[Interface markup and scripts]
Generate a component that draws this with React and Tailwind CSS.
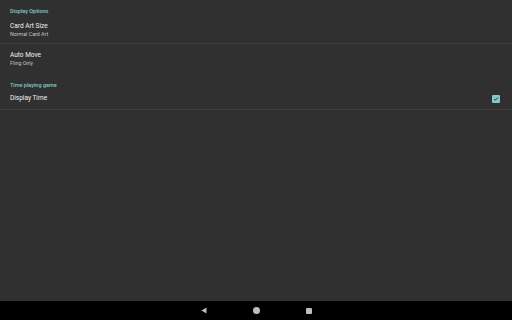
import React from 'react'

function CheckBox(){
  return (
    <div className="w-[8px] h-[8px] rounded-[1px] bg-[#80cbc4] flex items-center justify-center mr-[2px]">
      <svg width="6" height="6" viewBox="0 0 24 24"><path d="M4 12l5 5L20 6" stroke="#303030" strokeWidth="4" fill="none"/></svg>
    </div>
  )
}

export default function App(){
  return (
    <div className="w-[512px] h-[320px] bg-[#303030] flex flex-col" style={{fontFamily: 'Roboto, "Liberation Sans", sans-serif'}}>
      <div className="flex-1">
        <div className="px-[10px] pt-[6.5px] h-[14px] text-[5.5px] leading-[8px] text-[#80cbc4] font-medium">Display Options</div>
        <div className="h-[29px] pt-[7.5px] px-[10px]">
          <div className="text-[6.5px] leading-[9px] text-[#f0f0f0]">Card Art Size</div>
          <div className="text-[5.3px] leading-[7px] text-[#c4c4c4]">Normal Card Art</div>
        </div>
        <div className="h-px bg-[#3e3e3e]"></div>
        <div className="h-[30px] pt-[6.5px] px-[10px]">
          <div className="text-[6.5px] leading-[9px] text-[#f0f0f0]">Auto Move</div>
          <div className="text-[5.3px] leading-[7px] text-[#c4c4c4]">Fling Only</div>
        </div>
        <div className="px-[10px] pt-[6.5px] h-[14px] text-[5.5px] leading-[8px] text-[#80cbc4] font-medium">Time playing game</div>
        <div className="h-[21px] flex items-center px-[10px]">
          <div className="flex-1 text-[6.5px] leading-[9px] text-[#f0f0f0]">Display Time</div>
          <CheckBox />
        </div>
        <div className="h-px bg-[#3e3e3e]"></div>
      </div>
      <div className="h-[19px] bg-black flex items-center justify-center gap-[46px]">
        <svg width="6" height="7" viewBox="0 0 6 7"><path d="M5.5 0.5 L0.5 3.5 L5.5 6.5 Z" fill="#bdbdbd"/></svg>
        <div className="w-[7px] h-[7px] rounded-full bg-[#bdbdbd]"></div>
        <div className="w-[6px] h-[6px] rounded-[1px] bg-[#bdbdbd]"></div>
      </div>
    </div>
  )
}
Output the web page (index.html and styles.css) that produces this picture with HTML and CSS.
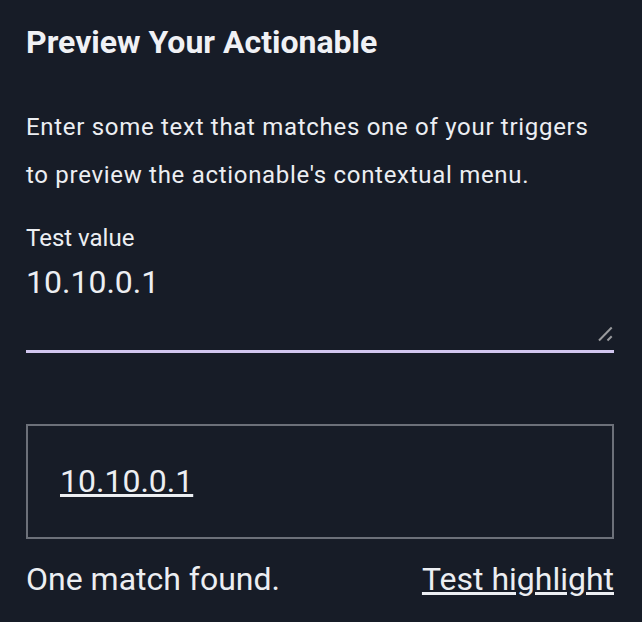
FILE: index.html
```html
<!DOCTYPE html>
<html lang="en">
<head>
<meta charset="utf-8">
<title>Preview Your Actionable</title>
<link rel="stylesheet" href="styles.css">
</head>
<body>
<main class="panel">
  <h2 class="title">Preview Your Actionable</h2>
  <p class="intro">Enter some text that matches one of your triggers to preview the actionable's contextual menu.</p>
  <label class="field-label" for="test-value">Test value</label>
  <div class="field">
    <textarea id="test-value" class="field-input">10.10.0.1</textarea>
    <svg class="resize-grip" width="16" height="16" viewBox="0 0 16 16" aria-hidden="true">
      <line x1="1" y1="14.5" x2="13.7" y2="1.5" />
      <line x1="9.5" y1="14.5" x2="13.7" y2="10.2" />
    </svg>
  </div>
  <div class="preview-box">
    <a class="match" href="#">10.10.0.1</a>
  </div>
  <div class="status-row">
    <span class="status">One match found.</span>
    <a class="test-link" href="#">Test highlight</a>
  </div>
</main>
</body>
</html>
```

FILE: styles.css
```css
html, body {
  margin: 0;
  padding: 0;
  background: #171c27;
}

body {
  font-family: Roboto, "Liberation Sans", sans-serif;
  color: #eceef2;
}

.panel {
  padding: 24px 28px 0 26px;
  display: flex;
  flex-direction: column;
}

.title {
  margin: 0;
  font-size: 32px;
  font-weight: 700;
  line-height: 36px;
  color: #f0f1f5;
}

.intro {
  margin: 44px 0 0;
  font-size: 24px;
  letter-spacing: 0.7px;
  line-height: 47.5px;
  max-width: 590px;
}

.field-label {
  margin-top: 25.5px;
  font-size: 24px;
  line-height: 26px;
}

.field {
  position: relative;
}

.field-input {
  display: block;
  box-sizing: border-box;
  width: 100%;
  height: 102.5px;
  margin: 0;
  padding: 14px 0 0;
  background: transparent;
  border: none;
  border-bottom: 3px solid #d2c6ef;
  color: #eceef2;
  font-family: Roboto, "Liberation Sans", sans-serif;
  font-size: 32px;
  line-height: 35px;
  resize: none;
  outline: none;
}

.resize-grip {
  position: absolute;
  right: 0;
  bottom: 11px;
  pointer-events: none;
  stroke: #9a9b9e;
  stroke-width: 2;
}

.preview-box {
  margin-top: 71px;
  border: 2px solid #6c7079;
  padding: 38px 32px;
  font-size: 32px;
  line-height: 35px;
}

.match {
  color: #eceef2;
  text-decoration: underline;
}

.status-row {
  margin-top: 23px;
  display: flex;
  justify-content: space-between;
  align-items: baseline;
  font-size: 32px;
  line-height: 35px;
}

.test-link {
  color: #eceef2;
  text-decoration: underline;
}
```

* **TO BE DONE**
From start to finish, output the listing exactly, but omit its pictures.

* **FINAL ANSWER**
Generate a component that draws this with React and Tailwind CSS.
import React from 'react'

function CheckBox(){
  return (
    <div className="w-[8px] h-[8px] rounded-[1px] bg-[#80cbc4] flex items-center justify-center mr-[2px]">
      <svg width="6" height="6" viewBox="0 0 24 24"><path d="M4 12l5 5L20 6" stroke="#303030" strokeWidth="4" fill="none"/></svg>
    </div>
  )
}

export default function App(){
  return (
    <div className="w-[512px] h-[320px] bg-[#303030] flex flex-col" style={{fontFamily: 'Roboto, "Liberation Sans", sans-serif'}}>
      <div className="flex-1">
        <div className="px-[10px] pt-[6.5px] h-[14px] text-[5.5px] leading-[8px] text-[#80cbc4] font-medium">Display Options</div>
        <div className="h-[29px] pt-[7.5px] px-[10px]">
          <div className="text-[6.5px] leading-[9px] text-[#f0f0f0]">Card Art Size</div>
          <div className="text-[5.3px] leading-[7px] text-[#c4c4c4]">Normal Card Art</div>
        </div>
        <div className="h-px bg-[#3e3e3e]"></div>
        <div className="h-[30px] pt-[6.5px] px-[10px]">
          <div className="text-[6.5px] leading-[9px] text-[#f0f0f0]">Auto Move</div>
          <div className="text-[5.3px] leading-[7px] text-[#c4c4c4]">Fling Only</div>
        </div>
        <div className="px-[10px] pt-[6.5px] h-[14px] text-[5.5px] leading-[8px] text-[#80cbc4] font-medium">Time playing game</div>
        <div className="h-[21px] flex items-center px-[10px]">
          <div className="flex-1 text-[6.5px] leading-[9px] text-[#f0f0f0]">Display Time</div>
          <CheckBox />
        </div>
        <div className="h-px bg-[#3e3e3e]"></div>
      </div>
      <div className="h-[19px] bg-black flex items-center justify-center gap-[46px]">
        <svg width="6" height="7" viewBox="0 0 6 7"><path d="M5.5 0.5 L0.5 3.5 L5.5 6.5 Z" fill="#bdbdbd"/></svg>
        <div className="w-[7px] h-[7px] rounded-full bg-[#bdbdbd]"></div>
        <div className="w-[6px] h-[6px] rounded-[1px] bg-[#bdbdbd]"></div>
      </div>
    </div>
  )
}
Output the web page (index.html and styles.css) that produces this picture with HTML and CSS.
FILE: index.html
```html
<!DOCTYPE html>
<html lang="en">
<head>
<meta charset="utf-8">
<title>Preview Your Actionable</title>
<link rel="stylesheet" href="styles.css">
</head>
<body>
<main class="panel">
  <h2 class="title">Preview Your Actionable</h2>
  <p class="intro">Enter some text that matches one of your triggers to preview the actionable's contextual menu.</p>
  <label class="field-label" for="test-value">Test value</label>
  <div class="field">
    <textarea id="test-value" class="field-input">10.10.0.1</textarea>
    <svg class="resize-grip" width="16" height="16" viewBox="0 0 16 16" aria-hidden="true">
      <line x1="1" y1="14.5" x2="13.7" y2="1.5" />
      <line x1="9.5" y1="14.5" x2="13.7" y2="10.2" />
    </svg>
  </div>
  <div class="preview-box">
    <a class="match" href="#">10.10.0.1</a>
  </div>
  <div class="status-row">
    <span class="status">One match found.</span>
    <a class="test-link" href="#">Test highlight</a>
  </div>
</main>
</body>
</html>
```

FILE: styles.css
```css
html, body {
  margin: 0;
  padding: 0;
  background: #171c27;
}

body {
  font-family: Roboto, "Liberation Sans", sans-serif;
  color: #eceef2;
}

.panel {
  padding: 24px 28px 0 26px;
  display: flex;
  flex-direction: column;
}

.title {
  margin: 0;
  font-size: 32px;
  font-weight: 700;
  line-height: 36px;
  color: #f0f1f5;
}

.intro {
  margin: 44px 0 0;
  font-size: 24px;
  letter-spacing: 0.7px;
  line-height: 47.5px;
  max-width: 590px;
}

.field-label {
  margin-top: 25.5px;
  font-size: 24px;
  line-height: 26px;
}

.field {
  position: relative;
}

.field-input {
  display: block;
  box-sizing: border-box;
  width: 100%;
  height: 102.5px;
  margin: 0;
  padding: 14px 0 0;
  background: transparent;
  border: none;
  border-bottom: 3px solid #d2c6ef;
  color: #eceef2;
  font-family: Roboto, "Liberation Sans", sans-serif;
  font-size: 32px;
  line-height: 35px;
  resize: none;
  outline: none;
}

.resize-grip {
  position: absolute;
  right: 0;
  bottom: 11px;
  pointer-events: none;
  stroke: #9a9b9e;
  stroke-width: 2;
}

.preview-box {
  margin-top: 71px;
  border: 2px solid #6c7079;
  padding: 38px 32px;
  font-size: 32px;
  line-height: 35px;
}

.match {
  color: #eceef2;
  text-decoration: underline;
}

.status-row {
  margin-top: 23px;
  display: flex;
  justify-content: space-between;
  align-items: baseline;
  font-size: 32px;
  line-height: 35px;
}

.test-link {
  color: #eceef2;
  text-decoration: underline;
}
```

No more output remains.